The DOJ’s and SEC’s expansive interpretation of the FCPA’s jurisdictional provisions likely stems in part from the reality that many other countries are failing to enforce their own anti-bribery laws. Rather than allow U.S. companies to suffer an unfair disadvantage in the international business arena, the DOJ has suggested that extraterritorial enforcement of the FCPA is intended to “create a level playing field in the global marketplace.”18

II. Vicarious and Successor Liability Under the FCPA. Under the FCPA, the management of a company does not have to intend, encourage, or have actual, literal knowledge of FCPA violations for the company and its management to be liable for FCPA violations. Knowledge is established under the FCPA if a person is aware of a high probability of the existence of the prohibited activity.19 The legislative purpose of this standard is to prevent companies from adopting a “head-in-the-sand” approach to the activities of their foreign agents and partners.20 From this “knowledge” requirement flows an ocean of potential liability.

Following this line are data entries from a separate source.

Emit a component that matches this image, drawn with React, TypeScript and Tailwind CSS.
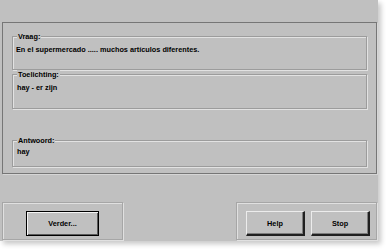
import type { ReactNode } from 'react'

// Old Windows-style quiz dialog: question, hint and answer group boxes,
// with the navigation buttons underneath.

function GroupBox({ label, className, children }: { label: string; className: string; children?: ReactNode }) {
  return (
    <div
      className={`relative border border-[#9c9c9c] shadow-[inset_1px_1px_0_#e2e2e2,1px_1px_0_#e2e2e2] ${className}`}
    >
      <span className="absolute -top-[5px] left-[4px] bg-[#c0c0c0] px-px leading-[9px]">{label}</span>
      {children}
    </div>
  )
}

function Button({ label, isDefault, className }: { label: string; isDefault?: boolean; className: string }) {
  return (
    <button
      type="button"
      className={`flex items-center justify-center bg-[#c0c0c0] text-black ${
        isDefault
          ? 'border border-black shadow-[inset_1px_1px_0_#f4f4f4,inset_-1px_-1px_0_#5a5a5a]'
          : 'border-t border-l border-t-[#ececec] border-l-[#ececec] border-r-2 border-b-2 border-r-[#202020] border-b-[#202020] shadow-[inset_-1px_-1px_0_#7c7c7c]'
      } ${className}`}
    >
      {label}
    </button>
  )
}

export default function App() {
  return (
    <div className="w-[388px] h-[251px] bg-white font-['Liberation_Sans',Arial,sans-serif] font-bold text-[7.3px] leading-[9px] text-black">
      <div className="w-[378px] h-[241px] bg-[#c0c0c0] shadow-[3px_3px_5px_rgba(0,0,0,0.22)] pt-[22px] pl-[2px] pr-px flex flex-col">
        <div className="w-[375px] h-[152px] border border-[#767676] shadow-[1px_1px_0_#d6d6d6] pl-[9px] pr-[9px] pt-[13px] flex flex-col">
          <GroupBox label="Vraag:" className="h-[34px] pl-[3px] pt-[8px]">
            En el supermercado ..... muchos artículos diferentes.
          </GroupBox>
          <GroupBox label="Toelichting:" className="mt-[4px] h-[35px] pl-[4px] pt-[8px]">
            hay - er zijn
          </GroupBox>
          <GroupBox label="Antwoord:" className="mt-[31px] h-[27px] pl-[4px] pt-[6px]">
            hay
          </GroupBox>
        </div>

        <div className="mt-[28px] flex">
          <div className="w-[121px] h-[38px] border border-[#a6a6a6] shadow-[inset_1px_1px_0_#e0e0e0,1px_1px_0_#e0e0e0] pl-[23px] pt-[8px]">
            <Button label="Verder..." isDefault className="w-[73px] h-[25px]" />
          </div>
          <div className="ml-auto w-[141px] h-[38px] border border-[#a6a6a6] shadow-[inset_1px_1px_0_#e0e0e0,1px_1px_0_#e0e0e0] pl-[9px] pt-[8px] flex gap-[6px]">
            <Button label="Help" className="w-[59px] h-[25px]" />
            <Button label="Stop" className="w-[59px] h-[25px]" />
          </div>
        </div>
      </div>
    </div>
  )
}
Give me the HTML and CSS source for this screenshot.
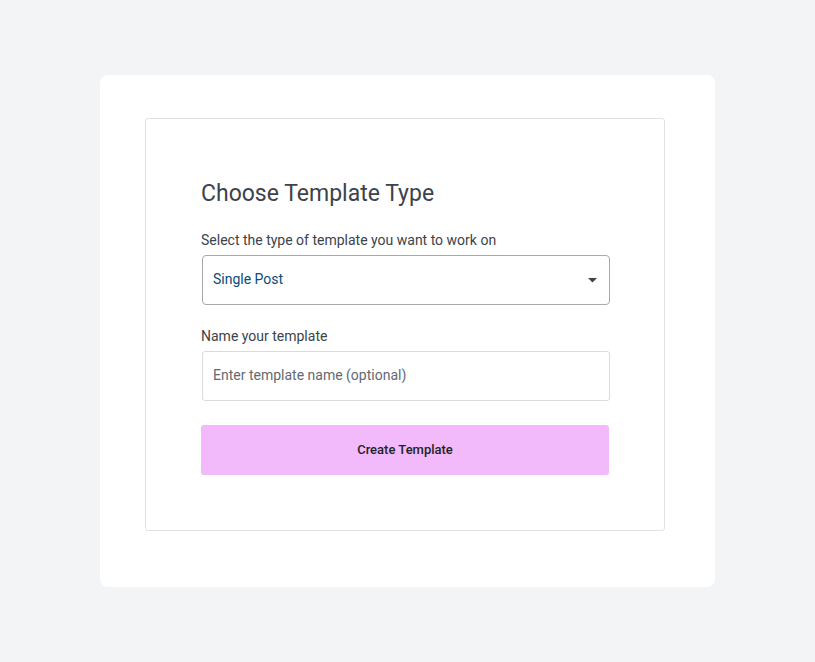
FILE: index.html
```html
<!DOCTYPE html>
<html lang="en">
<head>
<meta charset="utf-8">
<title>Choose Template Type</title>
<link rel="stylesheet" href="styles.css">
</head>
<body>
<div class="page">
  <div class="card">
    <div class="panel">
      <h1 class="title">Choose Template Type</h1>
      <label class="label" for="type">Select the type of template you want to work on</label>
      <div class="select">
        <span class="select-value">Single Post</span>
        <svg class="caret" width="9" height="5" viewBox="0 0 9 5"><path d="M0 0H9L4.5 4.5Z" fill="#3c434a"/></svg>
      </div>
      <label class="label label-2" for="name">Name your template</label>
      <input id="name" class="input" type="text" placeholder="Enter template name (optional)">
      <button class="btn" type="button">Create Template</button>
    </div>
  </div>
</div>
</body>
</html>
```
FILE: styles.css
```css
* { box-sizing: border-box; }
html, body { margin: 0; padding: 0; }
body {
  background: #f3f4f6;
  font-family: Roboto, "Liberation Sans", Arial, sans-serif;
  color: #3c434a;
  width: 815px;
  height: 662px;
}
.page {
  padding-top: 75px;
  padding-left: 100px;
}
.card {
  width: 615px;
  height: 512px;
  background: #fff;
  border-radius: 8px;
  padding: 43px 50px 0 45px;
}
.panel {
  width: 520px;
  height: 413px;
  border: 1px solid #e1e2e4;
  border-radius: 3px;
  padding: 55px 55px 55px 55px;
  display: flex;
  flex-direction: column;
}
.title {
  margin: 2px 0 18px 0;
  font-size: 23px;
  font-weight: 400;
  line-height: 36px;
  color: #3c434a;
}
.label {
  display: block;
  font-size: 14px;
  line-height: 20px;
  color: #3c434a;
  margin-bottom: 5px;
}
.label-2 { margin-top: 21px; }
.select {
  margin-left: 1px;
  width: 408px;
  height: 50px;
  border: 1px solid #a7aaad;
  border-radius: 4px;
  display: flex;
  align-items: center;
  justify-content: space-between;
  padding: 0 12px 2px 10px;
}
.select-value {
  font-size: 14px;
  color: #0a4b78;
}
.caret { display: block; margin-top: 3px; }
.input {
  margin-left: 1px;
  width: 408px;
  height: 50px;
  border: 1px solid #dcdcde;
  border-radius: 3px;
  padding: 0 10px 2px;
  font-family: inherit;
  font-size: 14px;
  color: #3c434a;
  outline: none;
}
.input::placeholder { color: #646970; opacity: 1; }
.btn {
  margin-top: 24px;
  width: 408px;
  height: 50px;
  border: none;
  border-radius: 3px;
  background: #f2b9fb;
  font-family: inherit;
  font-size: 13px;
  font-weight: 500;
  color: #1d2327;
  padding-bottom: 2px;
  cursor: pointer;
}
```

A. Third-Party Agents. Solar energy companies operating outside the United States often rely on nonemployee agents who are locally embedded and have local knowledge to assist them. Such agents are commonly responsible for networking and making introductions to individuals, companies, and agencies in a local market; recruiting talent; providing local know-how and “show-how”; making sales; managing marketing initiatives and public relations; overseeing leasing operations and facilities management; conducting procurement and supply; handling freight forwarding and customs management; and many other actions. Additionally, a non-U.S. joint venture partner often acts as a representative or an agent in a foreign country for a U.S. joint venture partner. To succeed in completing their services to a U.S. company, agents potentially may make payments to foreign officials in violation of the FCPA.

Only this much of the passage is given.